Do this: Starting at the first line of the data, please print exactly those lines through the one that holds "ChevronDown, Settings, Star", omitting every picture.

Provided data:
++++

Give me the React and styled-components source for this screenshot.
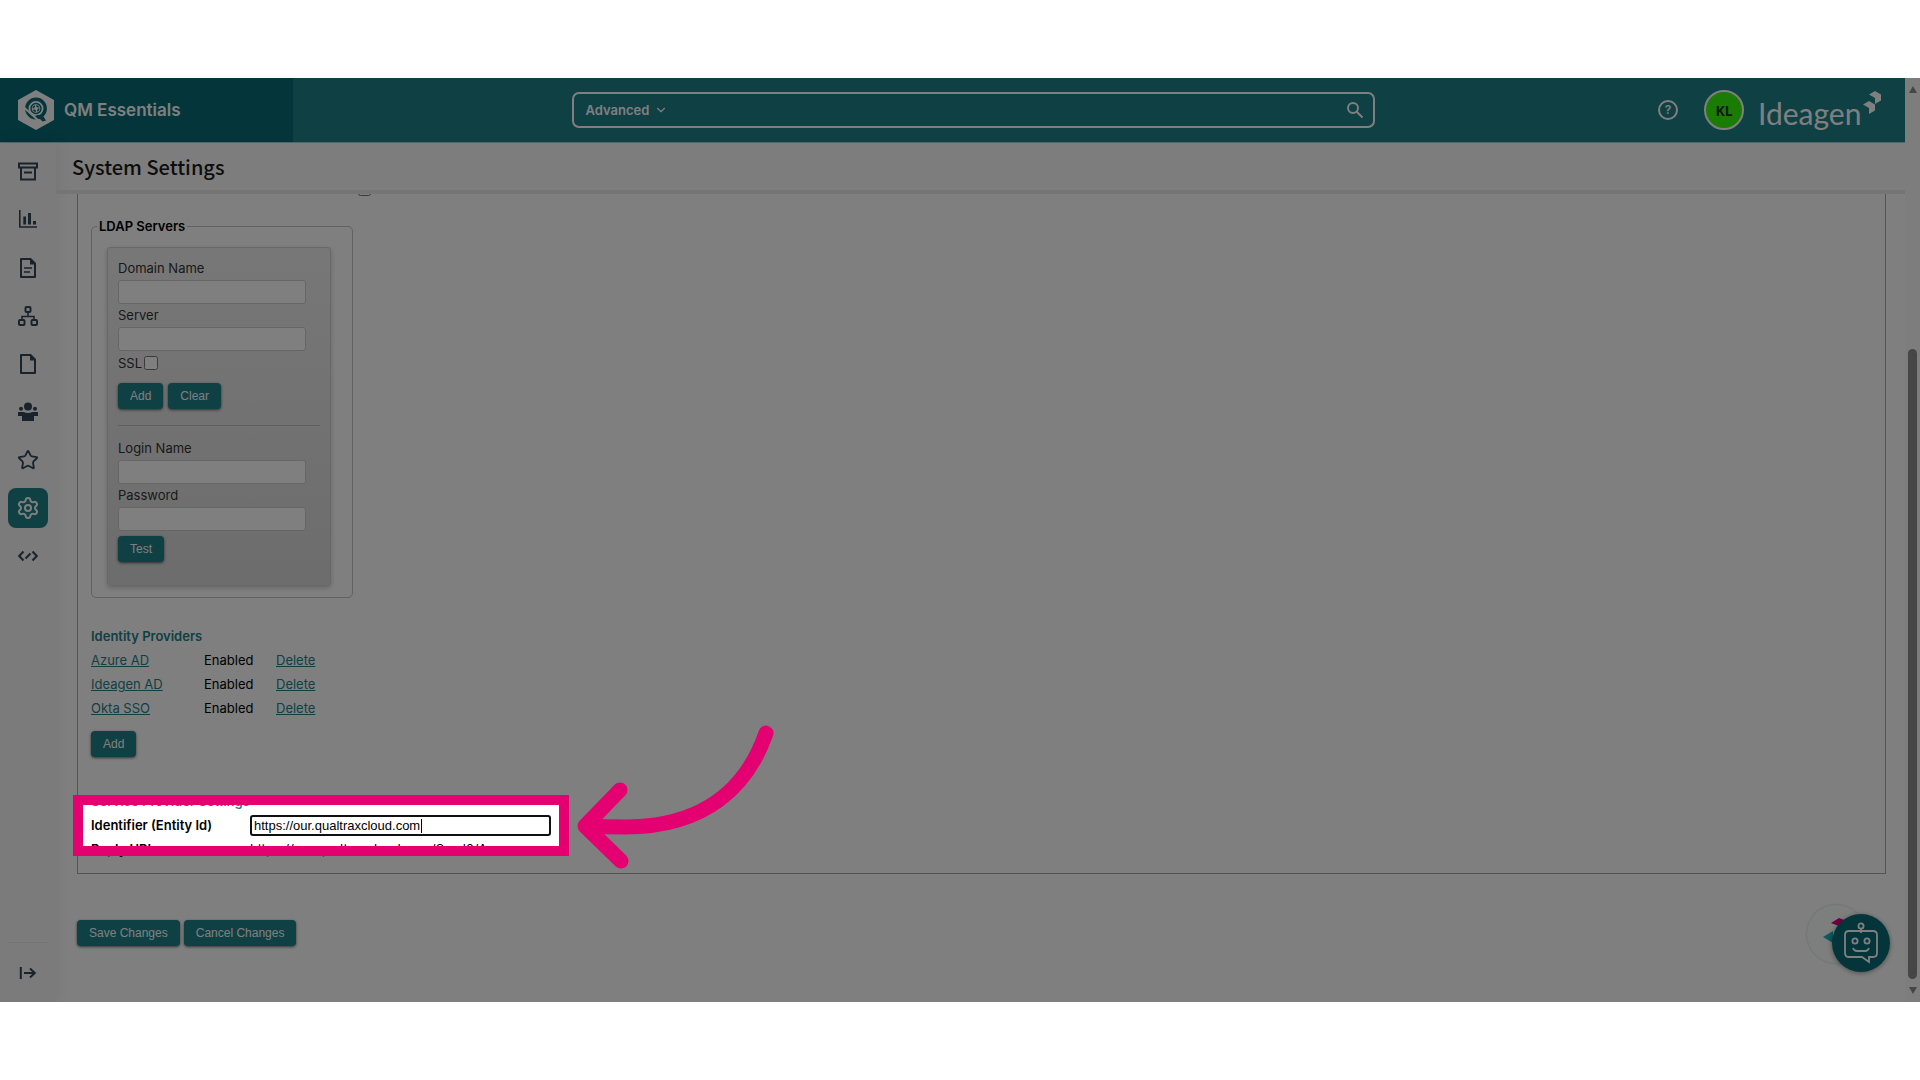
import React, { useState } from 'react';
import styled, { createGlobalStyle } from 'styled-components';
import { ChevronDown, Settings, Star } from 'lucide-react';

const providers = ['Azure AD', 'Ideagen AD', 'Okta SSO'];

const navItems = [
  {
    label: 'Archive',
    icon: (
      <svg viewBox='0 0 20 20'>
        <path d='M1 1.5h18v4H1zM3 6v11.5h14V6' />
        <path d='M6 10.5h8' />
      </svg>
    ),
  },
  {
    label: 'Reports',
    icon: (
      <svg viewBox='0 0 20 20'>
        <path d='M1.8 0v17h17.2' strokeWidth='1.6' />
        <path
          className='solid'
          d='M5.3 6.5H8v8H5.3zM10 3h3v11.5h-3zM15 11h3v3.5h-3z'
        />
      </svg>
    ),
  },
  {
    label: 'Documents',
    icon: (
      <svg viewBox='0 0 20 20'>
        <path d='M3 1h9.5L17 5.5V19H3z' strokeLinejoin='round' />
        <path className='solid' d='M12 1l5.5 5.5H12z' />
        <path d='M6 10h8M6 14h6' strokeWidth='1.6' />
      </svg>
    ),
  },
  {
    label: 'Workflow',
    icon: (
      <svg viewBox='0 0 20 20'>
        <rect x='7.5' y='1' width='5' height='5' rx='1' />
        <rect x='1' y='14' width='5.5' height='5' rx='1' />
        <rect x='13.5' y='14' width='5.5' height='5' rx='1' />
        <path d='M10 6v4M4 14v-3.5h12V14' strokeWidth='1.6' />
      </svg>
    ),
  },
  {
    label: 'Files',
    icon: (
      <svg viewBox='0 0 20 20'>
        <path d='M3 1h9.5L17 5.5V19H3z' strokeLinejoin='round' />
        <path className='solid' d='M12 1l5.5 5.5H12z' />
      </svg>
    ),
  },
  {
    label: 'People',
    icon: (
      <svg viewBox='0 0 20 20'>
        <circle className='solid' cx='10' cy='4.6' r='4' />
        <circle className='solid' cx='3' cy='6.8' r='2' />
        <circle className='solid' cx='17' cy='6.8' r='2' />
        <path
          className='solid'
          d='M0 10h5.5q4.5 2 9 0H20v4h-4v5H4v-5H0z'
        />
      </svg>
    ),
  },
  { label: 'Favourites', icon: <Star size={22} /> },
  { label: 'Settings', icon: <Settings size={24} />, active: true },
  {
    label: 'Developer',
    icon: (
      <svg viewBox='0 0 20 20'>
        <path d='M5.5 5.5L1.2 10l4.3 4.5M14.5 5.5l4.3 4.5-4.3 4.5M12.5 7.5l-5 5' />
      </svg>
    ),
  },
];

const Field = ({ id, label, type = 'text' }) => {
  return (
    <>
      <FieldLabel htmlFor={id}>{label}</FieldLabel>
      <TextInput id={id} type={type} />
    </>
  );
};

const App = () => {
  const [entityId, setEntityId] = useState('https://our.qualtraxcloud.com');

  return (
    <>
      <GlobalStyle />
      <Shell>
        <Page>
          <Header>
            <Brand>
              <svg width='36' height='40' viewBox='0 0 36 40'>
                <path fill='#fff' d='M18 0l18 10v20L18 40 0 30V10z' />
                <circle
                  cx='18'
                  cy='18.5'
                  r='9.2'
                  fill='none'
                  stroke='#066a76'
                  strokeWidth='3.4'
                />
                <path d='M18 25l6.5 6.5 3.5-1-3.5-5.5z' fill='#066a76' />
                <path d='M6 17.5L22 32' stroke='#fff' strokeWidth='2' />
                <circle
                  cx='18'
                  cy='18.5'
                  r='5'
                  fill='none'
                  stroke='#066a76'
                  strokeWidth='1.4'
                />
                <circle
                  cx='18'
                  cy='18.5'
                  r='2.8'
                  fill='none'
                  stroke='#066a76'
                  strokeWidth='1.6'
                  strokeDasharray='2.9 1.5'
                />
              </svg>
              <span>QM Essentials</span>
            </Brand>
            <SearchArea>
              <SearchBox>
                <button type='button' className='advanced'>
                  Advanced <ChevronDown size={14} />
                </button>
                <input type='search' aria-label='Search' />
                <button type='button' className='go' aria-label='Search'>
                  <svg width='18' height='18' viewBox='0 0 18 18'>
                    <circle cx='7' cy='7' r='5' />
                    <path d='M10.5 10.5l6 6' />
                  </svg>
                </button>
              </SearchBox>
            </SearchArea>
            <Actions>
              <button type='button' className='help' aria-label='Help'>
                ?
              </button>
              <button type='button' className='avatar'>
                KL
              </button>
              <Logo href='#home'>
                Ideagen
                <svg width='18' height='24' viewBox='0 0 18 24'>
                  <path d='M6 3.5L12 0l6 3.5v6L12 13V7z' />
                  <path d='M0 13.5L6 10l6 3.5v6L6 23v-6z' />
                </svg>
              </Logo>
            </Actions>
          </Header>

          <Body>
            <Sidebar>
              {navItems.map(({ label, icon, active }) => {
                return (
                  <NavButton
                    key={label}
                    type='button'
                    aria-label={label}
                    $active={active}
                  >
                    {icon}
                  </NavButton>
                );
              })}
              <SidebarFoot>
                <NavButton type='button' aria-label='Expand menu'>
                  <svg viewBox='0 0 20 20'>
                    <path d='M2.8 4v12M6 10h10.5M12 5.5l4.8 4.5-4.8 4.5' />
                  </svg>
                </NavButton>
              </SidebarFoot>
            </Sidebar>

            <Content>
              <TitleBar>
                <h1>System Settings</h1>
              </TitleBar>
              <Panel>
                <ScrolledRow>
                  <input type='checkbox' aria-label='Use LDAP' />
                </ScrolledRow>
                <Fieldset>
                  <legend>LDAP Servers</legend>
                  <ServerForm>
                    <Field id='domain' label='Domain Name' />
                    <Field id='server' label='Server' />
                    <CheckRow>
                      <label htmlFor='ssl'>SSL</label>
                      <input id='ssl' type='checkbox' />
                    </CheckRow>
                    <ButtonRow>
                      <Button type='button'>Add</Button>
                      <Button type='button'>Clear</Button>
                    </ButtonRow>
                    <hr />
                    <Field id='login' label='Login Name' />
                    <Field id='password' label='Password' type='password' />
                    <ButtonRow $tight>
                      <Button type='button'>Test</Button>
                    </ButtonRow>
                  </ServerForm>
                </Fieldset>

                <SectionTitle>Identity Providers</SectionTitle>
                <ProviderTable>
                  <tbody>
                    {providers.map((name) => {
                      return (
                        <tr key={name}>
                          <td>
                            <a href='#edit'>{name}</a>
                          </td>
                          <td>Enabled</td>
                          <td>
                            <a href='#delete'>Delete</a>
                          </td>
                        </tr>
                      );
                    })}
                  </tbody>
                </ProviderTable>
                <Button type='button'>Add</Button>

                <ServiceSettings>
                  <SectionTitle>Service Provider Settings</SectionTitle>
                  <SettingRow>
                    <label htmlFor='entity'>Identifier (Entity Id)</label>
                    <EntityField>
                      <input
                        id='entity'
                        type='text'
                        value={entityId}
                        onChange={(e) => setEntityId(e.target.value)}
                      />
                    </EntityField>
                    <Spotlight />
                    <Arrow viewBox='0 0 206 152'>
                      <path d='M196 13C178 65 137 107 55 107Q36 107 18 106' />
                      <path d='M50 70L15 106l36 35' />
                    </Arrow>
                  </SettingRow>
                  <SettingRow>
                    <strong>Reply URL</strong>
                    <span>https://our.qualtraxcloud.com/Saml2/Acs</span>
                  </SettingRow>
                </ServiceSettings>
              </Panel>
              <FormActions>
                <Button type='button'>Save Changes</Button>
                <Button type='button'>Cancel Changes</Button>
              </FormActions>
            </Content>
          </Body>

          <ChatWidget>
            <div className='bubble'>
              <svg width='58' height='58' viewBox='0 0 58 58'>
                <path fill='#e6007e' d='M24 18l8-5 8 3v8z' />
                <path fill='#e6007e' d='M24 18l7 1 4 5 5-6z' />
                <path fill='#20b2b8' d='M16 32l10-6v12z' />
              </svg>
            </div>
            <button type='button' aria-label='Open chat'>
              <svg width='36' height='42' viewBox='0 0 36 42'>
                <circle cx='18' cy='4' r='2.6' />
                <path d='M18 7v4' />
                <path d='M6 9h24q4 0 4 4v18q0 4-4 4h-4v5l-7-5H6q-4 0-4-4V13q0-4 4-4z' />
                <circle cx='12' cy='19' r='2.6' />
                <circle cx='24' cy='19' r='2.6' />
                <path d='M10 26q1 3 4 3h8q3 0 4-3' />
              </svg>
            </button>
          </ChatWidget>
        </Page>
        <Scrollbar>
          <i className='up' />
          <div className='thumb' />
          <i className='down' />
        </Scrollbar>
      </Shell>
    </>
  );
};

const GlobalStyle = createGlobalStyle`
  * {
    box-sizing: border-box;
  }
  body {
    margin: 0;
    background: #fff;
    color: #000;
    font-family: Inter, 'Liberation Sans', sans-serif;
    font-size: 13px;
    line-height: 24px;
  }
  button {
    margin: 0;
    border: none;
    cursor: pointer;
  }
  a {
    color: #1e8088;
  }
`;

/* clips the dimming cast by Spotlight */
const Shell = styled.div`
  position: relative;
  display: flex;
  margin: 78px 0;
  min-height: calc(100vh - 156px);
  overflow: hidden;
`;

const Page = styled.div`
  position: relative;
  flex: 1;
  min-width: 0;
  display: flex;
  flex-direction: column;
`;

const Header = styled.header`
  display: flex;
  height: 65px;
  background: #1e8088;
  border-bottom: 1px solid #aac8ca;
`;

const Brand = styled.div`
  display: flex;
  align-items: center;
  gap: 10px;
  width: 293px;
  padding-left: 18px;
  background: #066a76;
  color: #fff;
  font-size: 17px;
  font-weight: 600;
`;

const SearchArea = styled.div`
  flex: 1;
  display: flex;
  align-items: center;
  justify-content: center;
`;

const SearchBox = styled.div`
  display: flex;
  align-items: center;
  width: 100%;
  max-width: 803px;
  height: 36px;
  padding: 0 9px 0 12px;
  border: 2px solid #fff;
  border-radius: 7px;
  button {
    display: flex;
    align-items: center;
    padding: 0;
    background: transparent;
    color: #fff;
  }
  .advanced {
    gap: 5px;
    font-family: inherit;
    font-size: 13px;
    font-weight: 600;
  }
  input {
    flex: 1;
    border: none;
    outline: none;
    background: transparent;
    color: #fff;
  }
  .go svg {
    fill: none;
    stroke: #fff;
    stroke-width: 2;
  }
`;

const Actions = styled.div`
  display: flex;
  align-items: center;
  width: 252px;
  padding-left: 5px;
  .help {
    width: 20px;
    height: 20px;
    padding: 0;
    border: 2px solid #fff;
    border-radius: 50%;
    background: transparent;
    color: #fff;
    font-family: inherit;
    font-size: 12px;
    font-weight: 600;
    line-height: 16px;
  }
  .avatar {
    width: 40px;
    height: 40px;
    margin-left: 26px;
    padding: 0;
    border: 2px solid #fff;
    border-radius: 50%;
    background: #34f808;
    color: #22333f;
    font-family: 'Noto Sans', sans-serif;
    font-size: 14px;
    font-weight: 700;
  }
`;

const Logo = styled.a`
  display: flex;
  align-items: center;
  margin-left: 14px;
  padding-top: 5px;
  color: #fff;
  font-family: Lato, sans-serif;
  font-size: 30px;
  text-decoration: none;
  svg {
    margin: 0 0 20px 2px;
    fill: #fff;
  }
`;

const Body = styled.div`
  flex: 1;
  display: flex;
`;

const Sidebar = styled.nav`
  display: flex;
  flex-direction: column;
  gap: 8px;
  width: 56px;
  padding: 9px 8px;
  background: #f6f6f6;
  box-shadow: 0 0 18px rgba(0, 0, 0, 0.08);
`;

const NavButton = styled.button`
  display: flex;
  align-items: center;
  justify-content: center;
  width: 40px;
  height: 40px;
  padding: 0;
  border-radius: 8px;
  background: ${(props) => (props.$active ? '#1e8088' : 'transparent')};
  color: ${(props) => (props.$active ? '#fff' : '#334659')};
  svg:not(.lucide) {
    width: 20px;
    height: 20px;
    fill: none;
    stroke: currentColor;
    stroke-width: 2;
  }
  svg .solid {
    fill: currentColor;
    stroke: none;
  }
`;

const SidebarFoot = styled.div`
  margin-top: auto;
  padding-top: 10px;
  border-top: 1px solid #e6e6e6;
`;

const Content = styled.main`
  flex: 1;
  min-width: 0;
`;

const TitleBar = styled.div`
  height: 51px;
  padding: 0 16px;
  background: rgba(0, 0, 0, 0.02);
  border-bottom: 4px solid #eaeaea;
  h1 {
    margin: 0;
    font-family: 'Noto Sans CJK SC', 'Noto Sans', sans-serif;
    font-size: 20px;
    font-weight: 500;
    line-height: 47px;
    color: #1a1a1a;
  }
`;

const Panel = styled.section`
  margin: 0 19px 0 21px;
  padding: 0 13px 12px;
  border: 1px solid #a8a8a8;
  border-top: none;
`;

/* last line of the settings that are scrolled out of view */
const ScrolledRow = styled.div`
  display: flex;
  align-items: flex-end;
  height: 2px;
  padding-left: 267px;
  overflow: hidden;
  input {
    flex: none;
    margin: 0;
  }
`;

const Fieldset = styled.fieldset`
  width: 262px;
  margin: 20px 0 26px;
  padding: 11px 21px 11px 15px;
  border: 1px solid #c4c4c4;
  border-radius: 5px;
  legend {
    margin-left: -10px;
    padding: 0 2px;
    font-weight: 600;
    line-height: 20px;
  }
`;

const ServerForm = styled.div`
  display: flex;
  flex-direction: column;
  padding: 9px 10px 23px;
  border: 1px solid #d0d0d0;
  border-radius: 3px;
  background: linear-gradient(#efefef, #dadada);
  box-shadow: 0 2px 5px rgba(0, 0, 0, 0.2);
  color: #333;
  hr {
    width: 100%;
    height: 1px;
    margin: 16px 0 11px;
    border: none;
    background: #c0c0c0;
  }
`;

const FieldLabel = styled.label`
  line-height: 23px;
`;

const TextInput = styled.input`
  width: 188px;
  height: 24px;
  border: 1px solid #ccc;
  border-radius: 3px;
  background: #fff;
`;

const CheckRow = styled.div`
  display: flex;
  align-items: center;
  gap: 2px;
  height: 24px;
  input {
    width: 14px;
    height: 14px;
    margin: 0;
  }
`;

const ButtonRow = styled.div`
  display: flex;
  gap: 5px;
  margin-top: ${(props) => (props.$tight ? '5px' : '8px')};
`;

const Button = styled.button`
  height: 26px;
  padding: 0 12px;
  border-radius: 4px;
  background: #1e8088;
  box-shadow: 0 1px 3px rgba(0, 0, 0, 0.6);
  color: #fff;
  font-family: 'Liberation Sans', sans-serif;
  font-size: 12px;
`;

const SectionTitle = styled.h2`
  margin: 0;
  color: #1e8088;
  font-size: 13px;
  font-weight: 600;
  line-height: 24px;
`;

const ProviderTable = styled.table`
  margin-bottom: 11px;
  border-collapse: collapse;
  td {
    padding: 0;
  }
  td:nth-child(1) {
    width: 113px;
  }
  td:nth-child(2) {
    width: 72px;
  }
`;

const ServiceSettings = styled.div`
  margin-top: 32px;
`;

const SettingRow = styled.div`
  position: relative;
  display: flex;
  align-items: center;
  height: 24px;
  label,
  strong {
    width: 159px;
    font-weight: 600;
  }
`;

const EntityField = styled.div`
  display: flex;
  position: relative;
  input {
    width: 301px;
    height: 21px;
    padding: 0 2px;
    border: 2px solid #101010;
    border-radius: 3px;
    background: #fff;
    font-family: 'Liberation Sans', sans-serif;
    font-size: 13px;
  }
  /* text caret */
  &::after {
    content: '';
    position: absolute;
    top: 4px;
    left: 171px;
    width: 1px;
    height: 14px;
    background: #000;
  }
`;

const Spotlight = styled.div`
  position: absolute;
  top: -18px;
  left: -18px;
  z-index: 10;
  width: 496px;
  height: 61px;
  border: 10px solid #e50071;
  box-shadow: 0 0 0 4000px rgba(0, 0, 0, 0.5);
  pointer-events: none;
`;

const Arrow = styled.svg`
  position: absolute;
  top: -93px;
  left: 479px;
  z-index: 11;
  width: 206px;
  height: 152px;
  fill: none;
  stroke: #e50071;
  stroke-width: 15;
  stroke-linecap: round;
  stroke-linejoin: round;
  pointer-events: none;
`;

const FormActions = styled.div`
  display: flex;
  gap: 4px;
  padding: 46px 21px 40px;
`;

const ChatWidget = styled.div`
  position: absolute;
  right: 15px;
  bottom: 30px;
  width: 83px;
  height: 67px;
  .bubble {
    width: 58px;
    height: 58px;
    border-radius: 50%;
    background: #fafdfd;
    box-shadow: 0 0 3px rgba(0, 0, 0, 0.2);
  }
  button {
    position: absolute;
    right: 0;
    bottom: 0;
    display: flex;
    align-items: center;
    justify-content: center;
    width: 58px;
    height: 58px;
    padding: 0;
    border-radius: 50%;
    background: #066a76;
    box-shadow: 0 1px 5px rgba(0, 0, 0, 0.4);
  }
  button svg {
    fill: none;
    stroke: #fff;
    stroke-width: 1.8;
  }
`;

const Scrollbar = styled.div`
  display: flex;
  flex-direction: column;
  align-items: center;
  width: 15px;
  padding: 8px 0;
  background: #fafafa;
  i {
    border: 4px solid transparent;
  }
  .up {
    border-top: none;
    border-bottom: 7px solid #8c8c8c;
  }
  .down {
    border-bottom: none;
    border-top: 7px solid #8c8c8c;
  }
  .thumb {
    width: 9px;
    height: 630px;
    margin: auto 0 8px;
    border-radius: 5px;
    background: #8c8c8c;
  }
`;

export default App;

++++

Result of this task:
Give me the React and styled-components source for this screenshot.
import React, { useState } from 'react';
import styled, { createGlobalStyle } from 'styled-components';
import { ChevronDown, Settings, Star } from 'lucide-react';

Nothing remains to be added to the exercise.